Okay. I'm done. Thanks again for your kind comment.
dassall
Oh no, that would be me. I disassociate myself from my blog simply because I take that whole no work thing seriously....and I find being able to send words into the world without a connection to their writer to be an interesting thing. not only does it free me to speak my mind most of the time (I think three people I know know where to find my blog) but it's also interesting to see how people react to the words I write. Usually, words are like people in that they carry baggage - knowing the situation or the speaker gives a different tone to the message they have, or connotation to what is said. I always wonder what people get from my writing reading the words of some unknown woman...assuming they tell me. Most don't, but I put it out there anyway, mostly as a selfish act of catharsis.
As for Claire...a pseudonym. Character on one of my favorite TV shows, and the patron saint of something quite important in my life.
I started reading your latest post, but honestly, I've had too many beers tonight and can't think straight enough to formulate the post I want to write, so I'll so that another time.

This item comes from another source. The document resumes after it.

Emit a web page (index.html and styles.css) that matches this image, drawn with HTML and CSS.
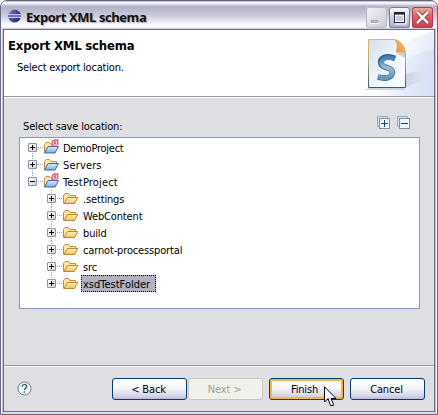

But know that just tonight at the bar, we were talking about records vs cassettes vs CDs, and my next encdeavor (once I fix the needle on my record player) is to connect my CD Burner to my player through my stereo and burn a copy of Dark Side of the Moon. Not because I can't download or buy it, but because nothing compares to that warm sound of the needle popping on the wax...
Claire
Okay, I don't know if you have this set up so that you get VERY OLD comments like this one emailed to you still, but, I've known you for all of 2 months, I've known your blog for all of 1 month, and I just got to "Rudy".
I read this with tears in my eyes, as I can relate this story to my own life so much. You probably won't ever even see this, as it's 4 years after the blog entry, but maybe one of these days I'll ask you to tell me more about Rudy, as I think we might have a lot in common.
Kelly-- Yes, the e-mails still come! Thanks for sticking with me!